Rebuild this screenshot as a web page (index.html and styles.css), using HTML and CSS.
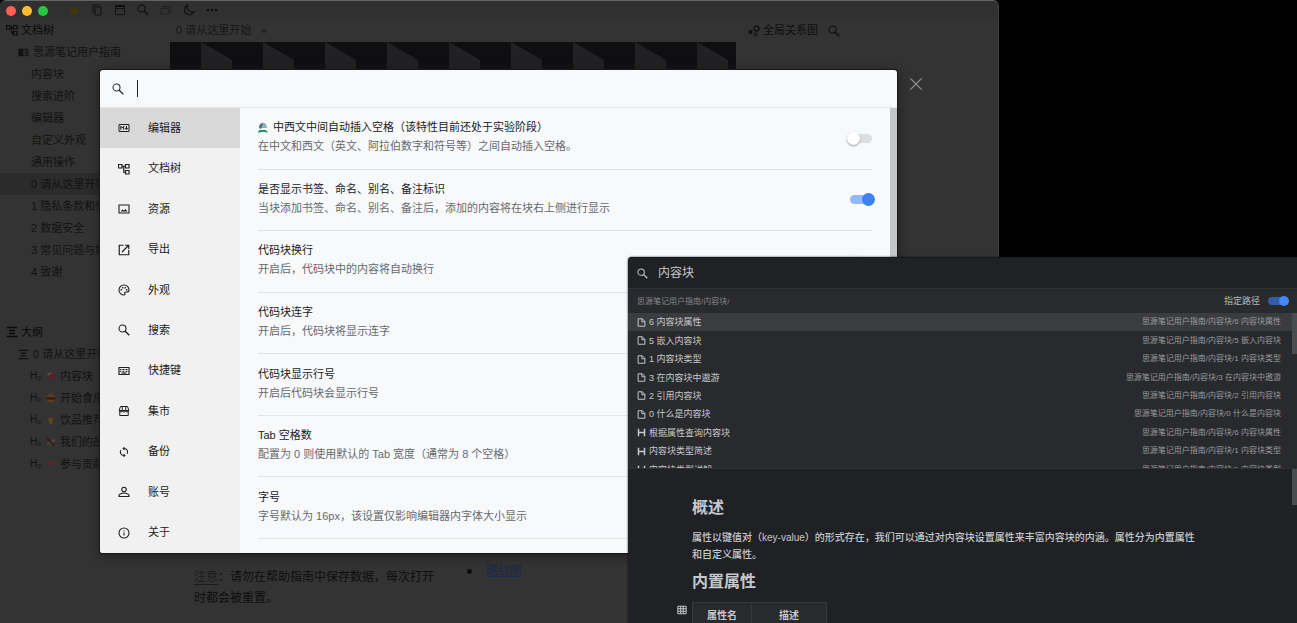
FILE: index.html
```html
<!DOCTYPE html>
<html lang="zh-CN">
<head>
<meta charset="utf-8">
<title>思源笔记</title>
<link rel="stylesheet" href="styles.css">
</head>
<body>
<svg class="defs" aria-hidden="true">
  <symbol id="search" viewBox="0 0 24 24"><circle cx="9" cy="9" r="7" fill="none" stroke="currentColor" stroke-width="2.200"/><path d="M14 14l8.500 8.500" stroke="currentColor" stroke-width="2.800"/></symbol>
  <symbol id="tree" viewBox="0 0 24 24"><path d="M1 3h7v7H1zM15 3h7v7h-7zM15 15h7v7h-7zM8 6.500h7M11.500 6.500v12H15" fill="none" stroke="currentColor" stroke-width="2.400"/></symbol>
  <symbol id="md" viewBox="0 0 24 24"><path d="M2 5h20v14H2z" fill="none" stroke="currentColor" stroke-width="2"/><path d="M5.500 15.500v-7l3 3.500 3-3.500v7M17 8v6" fill="none" stroke="currentColor" stroke-width="2"/><path d="M13.500 12h7L17 16z" fill="currentColor"/></symbol>
  <symbol id="image" viewBox="0 0 24 24"><path d="M2 4h20v16H2z" fill="none" stroke="currentColor" stroke-width="2.200"/><path d="M5 17l4-4 3 2 3-3 4 5z" fill="currentColor"/></symbol>
  <symbol id="export" viewBox="0 0 24 24"><path d="M11 2.500H2.500v19h19V12M14 2.500h7.500V10M21 3L8 16" fill="none" stroke="currentColor" stroke-width="2.400"/></symbol>
  <symbol id="palette" viewBox="0 0 24 24"><path d="M12 2a10 10 0 1 0 0 20c2 0 2.500-1.500 1.500-3s0-3 2-3H18c2 0 4-1.500 4-4 0-6-4.500-10-10-10z" fill="none" stroke="currentColor" stroke-width="2.200"/><circle cx="6.500" cy="11.500" r="1.700" fill="currentColor"/><circle cx="9.500" cy="7.500" r="1.700" fill="currentColor"/><circle cx="14.500" cy="7.500" r="1.700" fill="currentColor"/><circle cx="17.500" cy="11.500" r="1.700" fill="currentColor"/></symbol>
  <symbol id="keyboard" viewBox="0 0 24 24"><path d="M2 5h20v14H2z" fill="none" stroke="currentColor" stroke-width="2.400"/><path d="M4 9h16M4 12.500h16" stroke="currentColor" stroke-width="2" stroke-dasharray="2 1"/><path d="M7 16h10" stroke="currentColor" stroke-width="2.400"/></symbol>
  <symbol id="shop" viewBox="0 0 24 24"><path d="M5 3h14l2.500 7v1H2.500v-1zM3.500 11v10h17V11M8.500 3v8M15.500 3v8M3 11a3 3 0 0 0 6 0 3 3 0 0 0 6 0 3 3 0 0 0 6 0" fill="none" stroke="currentColor" stroke-width="2"/></symbol>
  <symbol id="sync" viewBox="0 0 24 24"><path d="M12 5a7 7 0 0 1 6 11M12 19A7 7 0 0 1 6 8" fill="none" stroke="currentColor" stroke-width="2.200"/><path d="M13 1v8L8.500 5zM11 15v8l4.500-4z" fill="currentColor"/></symbol>
  <symbol id="user" viewBox="0 0 24 24"><circle cx="12" cy="7" r="4.500" fill="none" stroke="currentColor" stroke-width="2.400"/><path d="M2 21v-2c0-3 6-5 10-5s10 2 10 5v2z" fill="none" stroke="currentColor" stroke-width="2.400"/></symbol>
  <symbol id="info" viewBox="0 0 24 24"><circle cx="12" cy="12" r="10" fill="none" stroke="currentColor" stroke-width="2.200"/><path d="M12 11v6M12 7v2" stroke="currentColor" stroke-width="2.200"/></symbol>
  <symbol id="file" viewBox="0 0 24 24"><path d="M3 2h11l7 7v13H3zM13 2v8h8" fill="none" stroke="currentColor" stroke-width="2.600"/></symbol>
  <symbol id="heading" viewBox="0 0 24 24"><path d="M4 2v20M20 2v20M4 12h16" fill="none" stroke="currentColor" stroke-width="4"/></symbol>
  <symbol id="outline" viewBox="0 0 24 24"><path d="M2 3h20M6 9h12M6 15h12M1 21h22" stroke="currentColor" stroke-width="2.600"/></symbol>
  <symbol id="book" viewBox="0 0 24 24"><path d="M1 4h10.500v16H1z" fill="currentColor"/><path d="M12 5h10v14H12M15 9h5M15 12h5M15 15h5" fill="none" stroke="currentColor" stroke-width="2"/></symbol>
  <symbol id="graph" viewBox="0 0 24 24"><circle cx="5" cy="14" r="4" fill="currentColor"/><circle cx="17" cy="7" r="5" fill="none" stroke="currentColor" stroke-width="2.500"/><circle cx="15" cy="19" r="3" fill="none" stroke="currentColor" stroke-width="2"/></symbol>
  <symbol id="copy" viewBox="0 0 24 24"><path d="M8 6h12v16H8zM4 18V2h13" fill="none" stroke="currentColor" stroke-width="2"/></symbol>
  <symbol id="calendar" viewBox="0 0 24 24"><path d="M3 3h18v18H3zM3 9h18M3 5h18" fill="none" stroke="currentColor" stroke-width="2"/></symbol>
  <symbol id="window" viewBox="0 0 24 24"><path d="M2 9h16v11H2zM6 9V5h16v11h-4" fill="none" stroke="currentColor" stroke-width="2"/></symbol>
  <symbol id="moon" viewBox="0 0 24 24"><path d="M9 2a10 10 0 1 0 13 13A10 10 0 0 1 9 2z" fill="none" stroke="currentColor" stroke-width="2.500"/></symbol>
  <symbol id="dots" viewBox="0 0 24 24"><circle cx="4" cy="12" r="2.500" fill="currentColor"/><circle cx="12" cy="12" r="2.500" fill="currentColor"/><circle cx="20" cy="12" r="2.500" fill="currentColor"/></symbol>
  <symbol id="vip" viewBox="0 0 24 24"><path d="M2 6l6 4 4-6 4 6 6-4-3 14H5z" fill="currentColor"/></symbol>
  <symbol id="close" viewBox="0 0 24 24"><path d="M1 1l22 22M23 1L1 23" stroke="currentColor" stroke-width="2.400"/></symbol>
  <symbol id="grid" viewBox="0 0 24 24"><path d="M2 3h20v18H2zM2 9h20M2 15h20M9 3v18M15 3v18" fill="none" stroke="currentColor" stroke-width="2.400"/></symbol>
</svg>

<main class="app">
  <header class="titlebar">
    <span class="lights"><i class="light red"></i><i class="light yellow"></i><i class="light green"></i></span>
    <nav class="tools">
      <button class="vip" aria-label="会员"><svg><use href="#vip"/></svg></button>
      <button aria-label="复制"><svg><use href="#copy"/></svg></button>
      <button aria-label="日历"><svg><use href="#calendar"/></svg></button>
      <button aria-label="搜索"><svg><use href="#search"/></svg></button>
      <button class="faint" aria-label="窗口"><svg><use href="#window"/></svg></button>
      <button aria-label="主题"><svg><use href="#moon"/></svg></button>
      <button aria-label="更多"><svg><use href="#dots"/></svg></button>
    </nav>
  </header>
  <div class="workspace">
    <aside class="dock">
      <h2 class="dock-title"><svg><use href="#tree"/></svg>文档树</h2>
      <ul class="tree">
        <li class="root"><svg><use href="#book"/></svg>思源笔记用户指南</li>
        <li>内容块</li>
        <li>搜索进阶</li>
        <li>编辑器</li>
        <li>自定义外观</li>
        <li>通用操作</li>
        <li class="current">0 请从这里开始</li>
        <li>1 隐私条款和使用</li>
        <li>2 数据安全</li>
        <li>3 常见问题与解答</li>
        <li>4 致谢</li>
      </ul>
      <h2 class="dock-title outline-title"><svg><use href="#outline"/></svg>大纲</h2>
      <ul class="tree">
        <li class="root"><svg><use href="#outline"/></svg>0 请从这里开始</li>
        <li class="head"><small>H₂</small><svg viewBox="0 0 12 12"><path d="M1 4l4-3 6 6-4 4z" fill="#5c1f22"/><path d="M1 4l4-3 2 2-4 3z" fill="#6a4040"/></svg>内容块</li>
        <li class="head"><small>H₂</small><svg viewBox="0 0 12 12"><path d="M1 5c0-5 10-5 10 0z" fill="#5e3f1c"/><path d="M1 5h10v3H1z" fill="#381a14"/><path d="M1 8h10c0 4-10 4-10 0z" fill="#5e3f1c"/></svg>开始食用</li>
        <li class="head"><small>H₂</small><svg viewBox="0 0 12 12"><path d="M3 3h6L8 8 6 11 3 8z" fill="#5c4818"/><path d="M7 1l2 3H6z" fill="#602020"/><path d="M4 10h5v1H4z" fill="#484848"/></svg>饮品推荐</li>
        <li class="head"><small>H₂</small><svg viewBox="0 0 12 12"><path d="M1 1h5v4H1zM6 6l5 5H5z" fill="#4a1d24"/><circle cx="8" cy="4" r="2.500" fill="#524a4a"/><circle cx="4" cy="8" r="2.500" fill="#4c4848"/><path d="M2 3l8 6M8 2L3 10" stroke="#161616"/></svg>我们的故事</li>
        <li class="head"><small>H₂</small><svg viewBox="0 0 12 12"><path d="M6 9L3 5c0-3 2-2 3-1 1-1 3-2 3 1z" fill="#6b1f28"/></svg>参与贡献</li>
      </ul>
    </aside>
    <section class="editor">
      <div class="tab">0 请从这里开始<i class="mark"></i></div>
      <svg class="banner" aria-hidden="true">
        <defs><pattern id="cubes" x="31" width="62" height="60" patternUnits="userSpaceOnUse"><path d="M0 0l31 18v42H0z" fill="#212123"/></pattern></defs>
        <rect width="100%" height="100%" fill="#0f0f12"/><rect width="100%" height="100%" fill="url(#cubes)"/>
      </svg>
      <div class="document">
        <p><u>注意</u>：请勿在帮助指南中保存数据，每次打开时都会被重置。</p>
        <ul><li><a href="#roadmap">路线图</a></li></ul>
      </div>
    </section>
    <aside class="relations">
      <h2><svg><use href="#graph"/></svg>全局关系图</h2>
      <svg><use href="#search"/></svg>
    </aside>
  </div>

  <button class="dismiss" aria-label="关闭"><svg><use href="#close"/></svg></button>

  <section class="settings" role="dialog" aria-label="设置">
    <label class="settings-search">
      <svg><use href="#search"/></svg>
      <span class="caret"></span>
      <input type="text" aria-label="搜索设置">
    </label>
    <div class="settings-body">
      <nav class="menu">
        <button class="active"><svg><use href="#md"/></svg>编辑器</button>
        <button><svg><use href="#tree"/></svg>文档树</button>
        <button><svg><use href="#image"/></svg>资源</button>
        <button><svg><use href="#export"/></svg>导出</button>
        <button><svg><use href="#palette"/></svg>外观</button>
        <button><svg><use href="#search"/></svg>搜索</button>
        <button><svg><use href="#keyboard"/></svg>快捷键</button>
        <button><svg><use href="#shop"/></svg>集市</button>
        <button><svg><use href="#sync"/></svg>备份</button>
        <button><svg><use href="#user"/></svg>账号</button>
        <button><svg><use href="#info"/></svg>关于</button>
      </nav>
      <div class="options">
        <label class="option"><span><b><svg class="lab" viewBox="0 0 12 12"><path d="M1 6c0-7 8-7 8 0z" fill="#8fb1b5"/><path d="M1 6c0-4 3-5 4-5L3 7z" fill="#477077"/><path d="M0 11l1-3h7l2 3-3-1H3z" fill="#279263"/></svg>中西文中间自动插入空格（该特性目前还处于实验阶段）</b><em>在中文和西文（英文、阿拉伯数字和符号等）之间自动插入空格。</em></span><input class="switch" type="checkbox"></label>
        <label class="option"><span><b>是否显示书签、命名、别名、备注标识</b><em>当块添加书签、命名、别名、备注后，添加的内容将在块右上侧进行显示</em></span><input class="switch" type="checkbox" checked></label>
        <label class="option"><span><b>代码块换行</b><em>开启后，代码块中的内容将自动换行</em></span><input class="switch" type="checkbox"></label>
        <label class="option"><span><b>代码块连字</b><em>开启后，代码块将显示连字</em></span><input class="switch" type="checkbox"></label>
        <label class="option"><span><b>代码块显示行号</b><em>开启后代码块会显示行号</em></span><input class="switch" type="checkbox"></label>
        <div class="option"><span><b>Tab 空格数</b><em>配置为 0 则使用默认的 Tab 宽度（通常为 8 个空格）</em></span></div>
        <div class="option"><span><b>字号</b><em>字号默认为 16px，该设置仅影响编辑器内字体大小显示</em></span></div>
      </div>
      <div class="scrollbar"></div>
    </div>
  </section>
</main>

<section class="finder" role="dialog" aria-label="搜索">
  <label class="finder-search"><svg><use href="#search"/></svg><input type="text" value="内容块" aria-label="搜索内容"></label>
  <div class="scope"><span>思源笔记用户指南/内容块/</span><label>指定路径<input class="switch dark" type="checkbox" checked></label></div>
  <div class="results">
    <ul>
      <li class="selected"><svg><use href="#file"/></svg><span>6 内容块属性</span><small>思源笔记用户指南/内容块/6 内容块属性</small></li>
      <li><svg><use href="#file"/></svg><span>5 嵌入内容块</span><small>思源笔记用户指南/内容块/5 嵌入内容块</small></li>
      <li><svg><use href="#file"/></svg><span>1 内容块类型</span><small>思源笔记用户指南/内容块/1 内容块类型</small></li>
      <li><svg><use href="#file"/></svg><span>3 在内容块中遨游</span><small>思源笔记用户指南/内容块/3 在内容块中遨游</small></li>
      <li><svg><use href="#file"/></svg><span>2 引用内容块</span><small>思源笔记用户指南/内容块/2 引用内容块</small></li>
      <li><svg><use href="#file"/></svg><span>0 什么是内容块</span><small>思源笔记用户指南/内容块/0 什么是内容块</small></li>
      <li><svg><use href="#heading"/></svg><span>根据属性查询内容块</span><small>思源笔记用户指南/内容块/6 内容块属性</small></li>
      <li><svg><use href="#heading"/></svg><span>内容块类型简述</span><small>思源笔记用户指南/内容块/1 内容块类型</small></li>
      <li><svg><use href="#heading"/></svg><span>内容块类型详解</span><small>思源笔记用户指南/内容块/1 内容块类型</small></li>
    </ul>
    <div class="thumb"></div>
  </div>
  <article class="preview">
    <div class="prose">
      <h3>概述</h3>
      <p>属性以键值对（key-value）的形式存在，我们可以通过对内容块设置属性来丰富内容块的内涵。属性分为内置属性<br>和自定义属性。</p>
      <h3>内置属性</h3>
      <div class="table-block"><svg><use href="#grid"/></svg>
        <table><tr><th>属性名</th><th>描述</th></tr></table>
      </div>
    </div>
    <div class="thumb"></div>
  </article>
</section>
</body>
</html>
```

FILE: styles.css
```css
* { box-sizing: border-box; margin: 0; padding: 0; }
html, body { height: 100%; }
body {
  position: relative;
  overflow: hidden;
  background: #000;
  font: 11px/19px "Liberation Sans", "Noto Sans CJK SC", sans-serif;
}
button, input { font: inherit; color: inherit; border: 0; background: none; outline: 0; }
ul { list-style: none; }
svg { flex: none; width: 12px; height: 12px; }
h2 { font: inherit; }
b, em { font-weight: 400; font-style: normal; }
.defs { position: absolute; width: 0; height: 0; }

/* Main window */
.app {
  position: absolute;
  inset: 0 298px 0 0;
  display: flex;
  flex-direction: column;
  overflow: hidden;
  background: #333;
  border-top: 1px solid #626462;
  border-right: 1px solid #404040;
  border-radius: 6px 6px 0 0;
  color: #0e0e0e;
}
.titlebar { display: flex; align-items: center; height: 18px; background: #303030; }
.lights { display: flex; gap: 6px; padding: 1px 20px 0 6px; }
.light { width: 10px; height: 10px; border-radius: 50%; }
.red { background: #fe5f57; }
.yellow { background: #febb2e; }
.green { background: #28c840; }
.tools { display: flex; gap: 11px; color: #111; }
.tools button { display: flex; }
.tools .vip { color: #40370d; }
.tools .faint { color: #202020; }

.workspace { flex: 1; display: flex; min-height: 0; }
.dock { width: 170px; line-height: 22px; white-space: nowrap; color: #121212; }
.dock-title { display: flex; align-items: center; gap: 3px; padding-left: 6px; color: #0a0a0a; }
.outline-title { margin-top: 38px; }
.tree li { display: flex; align-items: center; height: 22px; padding-left: 31px; }
.tree .root { gap: 4px; padding-left: 18px; }
.tree .root svg { width: 11px; height: 11px; }
.tree .current { background: #2b2b2b; }
.tree .head { gap: 4px; padding-left: 30px; }
.tree .head svg { width: 10px; height: 10px; }
.tree small { width: 12px; font-size: 10px; }

.editor { flex: 1; display: flex; flex-direction: column; }
.tab { display: flex; align-items: center; gap: 11px; height: 23px; padding-left: 6px; color: #161616; }
.mark { width: 4px; height: 4px; border-radius: 50%; background: #232323; }
.banner { width: 100%; height: 150px; }
.document {
  display: flex;
  gap: 21px;
  margin-top: auto;
  padding: 0 24px 14px;
  font-size: 12px;
  line-height: 21px;
}
.document p { width: 252px; }
.document u { color: #1c1c1c; text-underline-offset: 3px; }
.document ul { margin-top: -6px; }
.document li { display: flex; align-items: center; gap: 14px; }
.document li::before { content: ""; width: 5px; height: 5px; border-radius: 50%; background: #0d0d0d; }
.document a { color: #1b2a4d; }
.relations { display: flex; gap: 10px; width: 262px; padding-left: 12px; align-items: center; align-self: flex-start; height: 23px; }
.relations h2 { display: flex; align-items: center; gap: 3px; }

.dismiss { position: absolute; top: 77px; right: 76px; display: flex; color: #8b8b8b; }

/* Settings dialog */
.settings {
  position: absolute;
  inset: 69px 101px 70px 100px;
  display: flex;
  flex-direction: column;
  overflow: hidden;
  border-radius: 3px;
  background: #f8f9fb;
  box-shadow: 0 0 0 1px #181818, 0 2px 12px #1c1c1c;
  color: #202124;
}
.settings-search { display: flex; align-items: center; height: 38px; padding-left: 12px; border-bottom: 1px solid #e5e7e9; }
.settings-search svg { color: #333; }
.caret { width: 1px; height: 17px; margin-left: 13px; background: #222; }
.settings-search input { flex: 1; height: 30px; }
.settings-body { flex: 1; display: flex; min-height: 0; }
.menu { display: flex; flex-direction: column; width: 140px; background: #f1f1f1; }
.menu button { flex: 1; display: flex; align-items: center; gap: 18px; padding-left: 18px; }
.menu .active { background: #d9d9d9; }
.options {
  flex: 1;
  display: grid;
  grid-template-rows: repeat(7, 1fr);
  padding: 0 18px 14px;
}
.option { display: flex; align-items: center; justify-content: space-between; border-bottom: 1px solid #e2e4e7; }
.option span { padding-bottom: 2px; }
.option b, .option em { display: flex; align-items: center; }
.option em { color: #66696e; }
.lab { margin-right: 3px; }
.scrollbar { width: 7px; background: #c5c6c8; }

.switch { appearance: none; position: relative; width: 22px; height: 9px; border-radius: 5px; background: #dddedf; }
.switch::before {
  content: "";
  position: absolute;
  top: -2px;
  left: -3px;
  width: 13px;
  height: 13px;
  border-radius: 50%;
  background: #fff;
  box-shadow: 0 1px 2px #999;
}
.switch:checked { background: #93b8f8; }
.switch:checked::before { left: 12px; background: #3b82f3; box-shadow: none; }

/* Search window */
.finder {
  position: absolute;
  inset: 257px 0 0 628px;
  display: flex;
  flex-direction: column;
  overflow: hidden;
  border-top: 1px solid #171819;
  border-radius: 4px 0 0 0;
  background: #202124;
  box-shadow: 0 0 2px #111;
  color: #c6c8cb;
}
.finder-search { display: flex; align-items: center; gap: 10px; height: 31px; padding-left: 9px; font-size: 12px; border-bottom: 1px solid #303134; }
.finder-search svg { width: 11px; height: 11px; }
.finder-search input { flex: 1; }
.scope { display: flex; align-items: center; justify-content: space-between; height: 24px; padding: 0 9px; background: #292a2d; font-size: 8px; color: #85878a; }
.scope label { display: flex; align-items: center; gap: 8px; font-size: 9px; color: #b5b7ba; }
.switch.dark { width: 20px; height: 8px; background: #355da6; }
.switch.dark::before { top: -1px; left: 11px; width: 10px; height: 10px; background: #4389fa; }
.results { display: flex; height: 156px; overflow: hidden; background: #292a2d; border-bottom: 1px solid #303134; }
.results ul { flex: 1; display: grid; grid-template-rows: repeat(9, 1fr); height: 166px; }
.results li { display: flex; align-items: center; gap: 3px; padding: 0 11px 0 9px; font-size: 9px; line-height: 18px; }
.results li svg { width: 9px; height: 9px; }
.results small { margin-left: auto; font-size: 8px; color: #999b9e; }
.results .selected { background: #3b3c3f; }
.thumb { width: 5px; height: 41px; background: #4b4c4f; }
.preview { flex: 1; display: flex; min-height: 0; }
.preview .thumb { height: 36px; }
.prose { flex: 1; padding: 27px 48px 0 64px; font-size: 10px; font-weight: 500; line-height: 17px; }
.prose h3 { font-size: 16px; line-height: 24px; font-weight: 700; }
.prose p { margin: 9px 0 7px; white-space: nowrap; }
.table-block { display: flex; gap: 5px; margin: 8px 0 0 -15px; }
.table-block svg { width: 10px; height: 10px; margin-top: 3px; }
.prose table { border-collapse: collapse; background: #292a2d; }
.prose th { width: 59px; height: 25px; border: 1px solid #37393c; font-size: 10px; }
.prose th + th { width: 75px; }
```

- - -

Exercise requirements -> Using the listing above, locate the lines that hold "styles" and copy each one.

Answer below ->
Rebuild this screenshot as a web page (index.html and styles.css), using HTML and CSS.
<link rel="stylesheet" href="styles.css">
FILE: styles.css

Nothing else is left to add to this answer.